É no silêncio dos 71 anos, já acumulados neste corpinho, que os meus neurónios teimam, quotidianamente, travar uma infinita luta que me permite, ainda hoje, ir deixando obras para as gerações presentes e vindouras tomarem conta daquilo que foram os tempos passados na nossa aldeia. Ou seja, quem fomos, quem somos e de onde viemos, ou o viver dos nossos conterrâneos em tempos idos, bem como o conteúdo de profissões que o tempo ousou “apagar” da sua elementar cronologia, para além das hilariantes estórias contadas. Pessoas cuja simplicidade marcaram pausadamente a razão da nossa existência.
Sei que a vida me pregou uma partida, e que partida, aquando o meu Cartão de Cidadão indicava 55 risonhas primaveras. Porém, jamais me verguei ante o mal – AVC – que me tentou levar deste maravilhoso cosmos terrestre. Cai e levantei-me de pronto, reiniciando uma longa vida dedicada ao mundo da escrita, não obstante o grau de incapacidade que as sequelas no meu corpo apresentam. Desde a afasia inicial às limitações constatadas no meu lado direito, tudo me aconteceu. Mas, foi na prosperidade da minha ânsia em viver que surgiram à tona da minha mente eloquentes ferramentas, até então escondidas, que me abriram novos caminhos.
Dito isto, fica o meu alerta para aqueles que ainda não adquiriram o meu último livro, o décimo, que o façam.

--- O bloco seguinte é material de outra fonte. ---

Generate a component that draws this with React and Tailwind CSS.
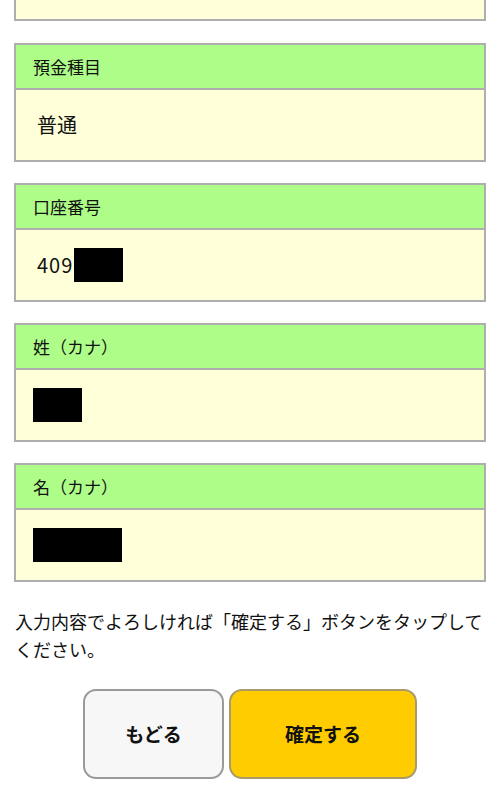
const fields = [
  { label: "預金種目", value: "普通" },
  { label: "口座番号", value: "409", mask: "w-[49px]" },
  { label: "姓（カナ）", mask: "w-[49px]" },
  { label: "名（カナ）", mask: "w-[89px]" },
];

const Field = ({ label, value, mask }) => (
  <div className="border-2 border-[#aeaeae] bg-[#ffffd9]">
    <div className="h-[45px] flex items-center px-[17px] bg-[#adfd88] border-b-2 border-[#aeaeae] text-[17px] text-[#111]">
      {label}
    </div>
    <div className="h-[70px] flex items-center px-[21px] text-[20px] text-[#111]">
      {value && <span className={mask ? "tracking-[1px]" : ""}>{value}</span>}
      {mask && (
        <span
          className={`inline-block h-[34px] bg-black ${mask} ${value ? "ml-[1px]" : "ml-[-4px]"}`}
        />
      )}
    </div>
  </div>
);

export default function App() {
  return (
    <div
      className="w-[500px] h-[807px] bg-white overflow-hidden"
      style={{ fontFamily: '"Noto Sans CJK JP", "Noto Sans", sans-serif' }}
    >
      <div className="px-[14px]">
        <div className="h-[21px] border-2 border-t-0 border-[#aeaeae] bg-[#ffffd9]" />
        <div className="mt-[22px] flex flex-col gap-[21px]">
          {fields.map((f) => (
            <Field key={f.label} {...f} />
          ))}
        </div>
        <p className="mt-[25px] ml-[1px] text-[18px] leading-[28px] text-[#111]">
          入力内容でよろしければ「確定する」ボタンをタップしてください。
        </p>
        <div className="mt-[26px] flex justify-center gap-[5px]">
          <button className="w-[141px] h-[90px] rounded-[13px] border-2 border-[#9a9a9a] bg-[#f7f7f7] text-[19px] font-bold text-[#111]">
            もどる
          </button>
          <button className="w-[188px] h-[90px] rounded-[13px] border-2 border-[#a89a6a] bg-[#ffcc00] text-[19px] font-bold text-[#111]">
            確定する
          </button>
        </div>
      </div>
    </div>
  );
}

O texto que aqui vos deixo é o tema com que termino a obra intitulada “Aldeia Nova de São Bento – Memórias, Estórias e Gentes”.
Para todos deixarei memórias do nosso povo e um eterno abraço de amizade.
José Saúde
Quando um homem se põe a recordar
É inevitável mergulhar nas profundezas das límpidas águas oceânicas que se apaziguam na costa alentejana, ou de viajar entre as searas loiras que rodeavam a aldeia, onde o cantar dos grilos na primavera entoava uma melodia encantadora, e trazer à estampa pequenas lembranças da nossa terra que orgulhosamente definem o que foram as vivências do passado.
Procurei, embora sinteticamente, recordar os tempos antigos, os hábitos, as imagens que entretanto se foram diluindo com o suceder das épocas, as amizades, a pureza dos nossos costumes, de pessoas que deixaram vincadas os seus saberes, ou as suas artes, as fotos que escrupulosamente recolhi, algumas delas oferecidas, mas aonde fica o meu profundo agradecimentos a todos que comigo colaboraram, fornecendo-me essas imagens que trabalhei com um amplíssimo carinho, as suas identificações, ou tirando-me pontuais dúvidas em relação ao tema tratado, ou alertando-me para pequenas hesitações que oportunamente foram dizimadas, o profícuo carácter dos homens no seu trabalho quotidiano, enfim, uma panóplia imensa de narrativas a que me predispôs executar, ficando registada uma obra que eu próprio considero sempre inacabada. Outros, com engenho e arte, que lhe deem continuidade.
Aqui não ficam resquícios sobre a plenitude de pequenos teores feitos com base no bem-querer que nutro pela terra que um dia me viu nascer e que um dia me irá consumir. Aqui “não há filhos nem enteados”, todos foram tratados de igual modo. Reconheço que a narrativa exposta não é completa. Sim, porque “quem conta um conto acrescenta-lhe sempre mais um ponto”. É normal e fica a minha aceitação. Perduram, porém, as muitas horas, dias e meses dedicados a uma investigação que paulatinamente foi tomando corpo e que aqui vos deixo com muito amor.
Quando um homem se põe a recordar, é perfeitamente admissível que nem tudo de momento lhe ocorra. Todos temos histórias guardadas e cada um de nós trabalhamo-las de acordo com o nosso pensar e vivência.
Ainda assim, e não obstante as eventuais animosidades, procurei não desertar dos propósitos a que me lancei quando me iniciei nos trabalhos das “memórias da minha aldeia”. Neste contexto, deixo-vos uma foto, eu sentado na bica de água já desativada no ano de 1969, e que serviu similarmente de inspiração para a execução desta longa maratona, tendo em linha de conta que o meu pensamento, naquele instante, parecia premeditar que o mundo da escrita faria parte do meu futuro.
Obrigado aos meus caríssimos conterrâneos, em especial a todos que comigo colaboraram, e das fotos que despretensiosamente me enviaram, permitindo-me, com a devida vénia, ter conseguido levar “a carta a Garcia”!